Opinion: Inside the Israeli Elections

January 25, 2013 1:02 am 0 comments

Israeli Prime Minister Benjamin Netanyahu and Yisrael Beitenu chairman Avigdor Lieberman. Photo: LIFE.

Leave it to the Israeli electorate to produce such a complicated election result that confounded most analysts’ projections. In general, the election was more about specific political personalities than it was about clear political and policy agendas. For as much as Washington views Israel through the prism of its foreign policy interests—namely, the ongoing impasse in the peace process and the nuclear dispute with Iran—socio-economic issues were foremost on Israelis’ minds as they cast their ballots. Indeed, most campaigns side-stepped important questions such as the future of relations with Egypt under the Muslim Brotherhood; what should happen if Western diplomacy fails with Iran; and what will happen if Israel does not negotiate with the Palestinians.

Since the race began in October, Benjamin Netanyahu’s lead was never in doubt. His Likud party combined with Avigdor Lieberman’s Yisrael Beitenu and was projected to win between 32 – 38 seats. But the coalition underperformed, gaining 31 seats, far less than the combined 42 seats they won in the 2009 elections. While Netanyahu will likely continue as Israel’s prime minister, his Likud party will emerge damaged from this election.

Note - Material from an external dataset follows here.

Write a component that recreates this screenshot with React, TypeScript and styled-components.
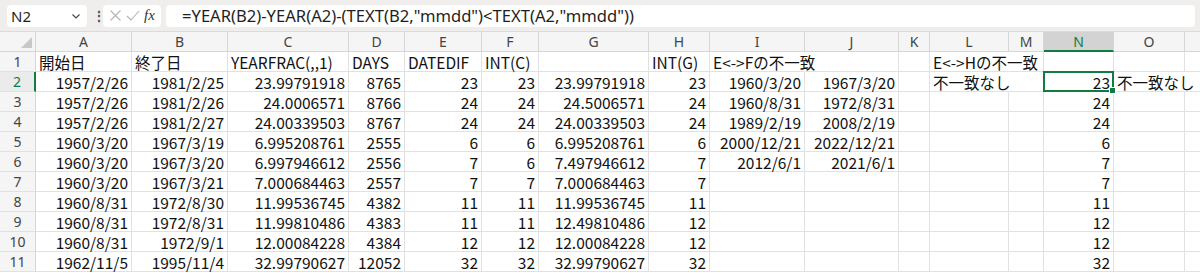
import React from 'react';
import styled, { createGlobalStyle, css } from 'styled-components';

const GlobalStyle = createGlobalStyle`
  html, body { margin: 0; padding: 0; background: #ffffff; }
  body { width: 1200px; height: 273px; overflow: hidden; }
`;

const COLS = [96, 96, 121, 56, 77, 57, 110, 61, 95, 94, 31, 79, 35, 70, 71, 64];
// the last column is only partly in view, so its letter is off-screen
const LETTERS = ['A', 'B', 'C', 'D', 'E', 'F', 'G', 'H', 'I', 'J', 'K', 'L', 'M', 'N', 'O', ''];
const GREEN = '#107c41';

type Cell = { v?: string; left?: boolean; spill?: boolean };

const n = (v: string): Cell => ({ v });
const t = (v: string, spill = false): Cell => ({ v, left: true, spill });
const e: Cell = {};

const ROWS: Cell[][] = [
  [t('開始日'), t('終了日'), t('YEARFRAC(,,1)'), t('DAYS'), t('DATEDIF'), t('INT(C)'), e, t('INT(G)'), t('E<->Fの不一致', true), e, e, t('E<->Hの不一致', true), e, e, e, e],
  [n('1957/2/26'), n('1981/2/25'), n('23.99791918'), n('8765'), n('23'), n('23'), n('23.99791918'), n('23'), n('1960/3/20'), n('1967/3/20'), e, t('不一致なし', true), e, n('23'), t('不一致なし', true), e],
  [n('1957/2/26'), n('1981/2/26'), n('24.0006571'), n('8766'), n('24'), n('24'), n('24.5006571'), n('24'), n('1960/8/31'), n('1972/8/31'), e, e, e, n('24'), e, e],
  [n('1957/2/26'), n('1981/2/27'), n('24.00339503'), n('8767'), n('24'), n('24'), n('24.00339503'), n('24'), n('1989/2/19'), n('2008/2/19'), e, e, e, n('24'), e, e],
  [n('1960/3/20'), n('1967/3/19'), n('6.995208761'), n('2555'), n('6'), n('6'), n('6.995208761'), n('6'), n('2000/12/21'), n('2022/12/21'), e, e, e, n('6'), e, e],
  [n('1960/3/20'), n('1967/3/20'), n('6.997946612'), n('2556'), n('7'), n('6'), n('7.497946612'), n('7'), n('2012/6/1'), n('2021/6/1'), e, e, e, n('7'), e, e],
  [n('1960/3/20'), n('1967/3/21'), n('7.000684463'), n('2557'), n('7'), n('7'), n('7.000684463'), n('7'), e, e, e, e, e, n('7'), e, e],
  [n('1960/8/31'), n('1972/8/30'), n('11.99536745'), n('4382'), n('11'), n('11'), n('11.99536745'), n('11'), e, e, e, e, e, n('11'), e, e],
  [n('1960/8/31'), n('1972/8/31'), n('11.99810486'), n('4383'), n('11'), n('11'), n('12.49810486'), n('12'), e, e, e, e, e, n('12'), e, e],
  [n('1960/8/31'), n('1972/9/1'), n('12.00084228'), n('4384'), n('12'), n('12'), n('12.00084228'), n('12'), e, e, e, e, e, n('12'), e, e],
  [n('1962/11/5'), n('1995/11/4'), n('32.99790627'), n('12052'), n('32'), n('32'), n('32.99790627'), n('32'), e, e, e, e, e, n('32'), e, e],
];

const Page = styled.div`
  width: 1200px;
  height: 273px;
  overflow: hidden;
  display: flex;
  flex-direction: column;
`;

const FormulaBar = styled.div`
  height: 32px;
  flex: none;
  box-sizing: border-box;
  display: flex;
  align-items: center;
  gap: 5px;
  padding: 4px 5px 4px 7px;
  background: #efeeed;
  border-bottom: 1px solid #dcdbda;
  font-family: 'Noto Sans', 'Open Sans', sans-serif;
  color: #1f1f1f;
`;

const Box = styled.div<{ $w?: number; $grow?: boolean }>`
  height: 22px;
  box-sizing: border-box;
  background: #ffffff;
  border-radius: 4px;
  display: flex;
  align-items: center;
  ${(p) => (p.$grow ? css`flex: 1;` : css`width: ${p.$w}px; flex: none;`)}
`;

const NameText = styled.span`
  flex: 1;
  padding-left: 4px;
  font-size: 15px;
`;

const Chevron = styled.svg`
  width: 10px;
  height: 10px;
  margin-right: 6px;
`;

const Dots = styled.span`
  width: 6px;
  font-size: 14px;
  color: #555;
  text-align: center;
  font-weight: bold;
`;

const IconRow = styled(Box)`
  justify-content: space-around;
  padding: 0 4px;
`;

const Fx = styled.span`
  font-family: 'Liberation Serif', serif;
  font-style: italic;
  font-size: 15px;
  color: #333;
`;

const FormulaText = styled.span`
  padding-left: 16px;
  font-size: 16.6px;
  white-space: pre;
`;

const Grid = styled.div`
  display: grid;
  grid-template-columns: 36px ${COLS.map((w) => `${w}px`).join(' ')};
  grid-auto-rows: 20px;
  background: #ffffff;
`;

const Corner = styled.div`
  background: #f5f5f5;
  border-right: 1px solid #d6d6d6;
  border-bottom: 1px solid #d6d6d6;
  box-sizing: border-box;
  display: flex;
  align-items: flex-end;
  justify-content: flex-end;
  padding: 0 3px 3px 0;
`;

const ColHead = styled.div<{ $sel?: boolean }>`
  box-sizing: border-box;
  background: ${(p) => (p.$sel ? '#d3d3d3' : '#f5f5f5')};
  border-right: 1px solid #d6d6d6;
  border-bottom: ${(p) => (p.$sel ? `2px solid ${GREEN}` : '1px solid #d6d6d6')};
  color: ${(p) => (p.$sel ? GREEN : '#444')};
  font-family: 'Noto Sans', 'Open Sans', sans-serif;
  font-size: 14px;
  line-height: 20px;
  text-align: center;
`;

const RowHead = styled.div<{ $sel?: boolean }>`
  box-sizing: border-box;
  background: ${(p) => (p.$sel ? '#ebebeb' : '#f5f5f5')};
  border-right: ${(p) => (p.$sel ? `2px solid ${GREEN}` : '1px solid #d6d6d6')};
  border-bottom: 1px solid #e1e1e1;
  color: ${(p) => (p.$sel ? GREEN : '#444')};
  font-family: 'Noto Sans', 'Open Sans', sans-serif;
  font-size: 14px;
  line-height: 20px;
  text-align: center;
`;

const DataCell = styled.div<{ $left?: boolean; $spill?: boolean; $active?: boolean }>`
  position: relative;
  box-sizing: border-box;
  border-right: 1px solid ${(p) => (p.$spill ? 'transparent' : '#e1e1e1')};
  border-bottom: 1px solid #e1e1e1;
  font-family: 'Noto Sans CJK JP', 'Noto Sans', sans-serif;
  font-size: 15.5px;
  line-height: 20px;
  color: #111;
  white-space: nowrap;
  overflow: visible;
  text-align: ${(p) => (p.$left ? 'left' : 'right')};
  padding: ${(p) => (p.$left ? '0 0 0 3px' : '0 3px 0 0')};
  ${(p) =>
    p.$active &&
    css`
      &::after {
        content: '';
        position: absolute;
        left: -1px;
        top: -1px;
        right: -1px;
        bottom: -1px;
        border: 2px solid ${GREEN};
      }
      &::before {
        content: '';
        position: absolute;
        right: -3px;
        bottom: -3px;
        width: 5px;
        height: 5px;
        background: ${GREEN};
        border: 1px solid #fff;
        z-index: 2;
      }
    `}
`;

export default function App() {
  return (
    <Page>
      <GlobalStyle />
      <FormulaBar>
        <Box $w={80}>
          <NameText>N2</NameText>
          <Chevron viewBox="0 0 10 10">
            <path d="M1.5 3.5 L5 7 L8.5 3.5" fill="none" stroke="#444" strokeWidth="1.1" />
          </Chevron>
        </Box>
        <Dots>⋮</Dots>
        <IconRow $w={58}>
          <svg width="13" height="13" viewBox="0 0 13 13">
            <path d="M1.5 1.5 L11.5 11.5 M11.5 1.5 L1.5 11.5" stroke="#b4b4b4" strokeWidth="1.1" />
          </svg>
          <svg width="14" height="13" viewBox="0 0 14 13">
            <path d="M1 7 L5 11 L13 2" fill="none" stroke="#b4b4b4" strokeWidth="1.1" />
          </svg>
          <Fx>fx</Fx>
        </IconRow>
        <Box $grow>
          <FormulaText>=YEAR(B2)-YEAR(A2)-(TEXT(B2,"mmdd")&lt;TEXT(A2,"mmdd"))</FormulaText>
        </Box>
      </FormulaBar>
      <Grid>
        <Corner>
          <svg width="11" height="11" viewBox="0 0 11 11">
            <path d="M11 0 L11 11 L0 11 Z" fill="#c8c8c8" />
          </svg>
        </Corner>
        {LETTERS.map((l, i) => (
          <ColHead key={i} $sel={l === 'N'}>
            {l}
          </ColHead>
        ))}
        {ROWS.map((row, r) => (
          <React.Fragment key={r}>
            <RowHead $sel={r === 1}>{r + 1}</RowHead>
            {row.map((c, ci) => (
              <DataCell key={ci} $left={c.left} $spill={c.spill} $active={r === 1 && ci === 13}>
                {c.v}
              </DataCell>
            ))}
          </React.Fragment>
        ))}
      </Grid>
    </Page>
  );
}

The 120-seat Knesset requires a majority coalition of 61 seats to govern. The breakdown of party ideologies and the seats they gained will provide some interesting possible coalition combinations as those negotiations unfold over the coming weeks. A third of the votes went to vaguely reformist, somewhat centrist, or mildly liberal parties, but they have no common ideology that binds them together beyond the promise of a more efficient government. On the other hand, the right-wing and Orthodox bloc garnered enough votes that Netanyahu could put together a coalition that reaches close to the magic number of 61. To do so, he could bring in his traditional party ally, Shas (11 seats), the new right-wing Habayit Yehudi (Jewish Home) led by Naftali Bennett (12 seats), and Yahadut Torah (7 seats). The specter of Netanyahu forming an exclusively right-wing coalition will provide him with negotiating leverage as he probes the possibilities of including center and center-left parties in his coalition instead.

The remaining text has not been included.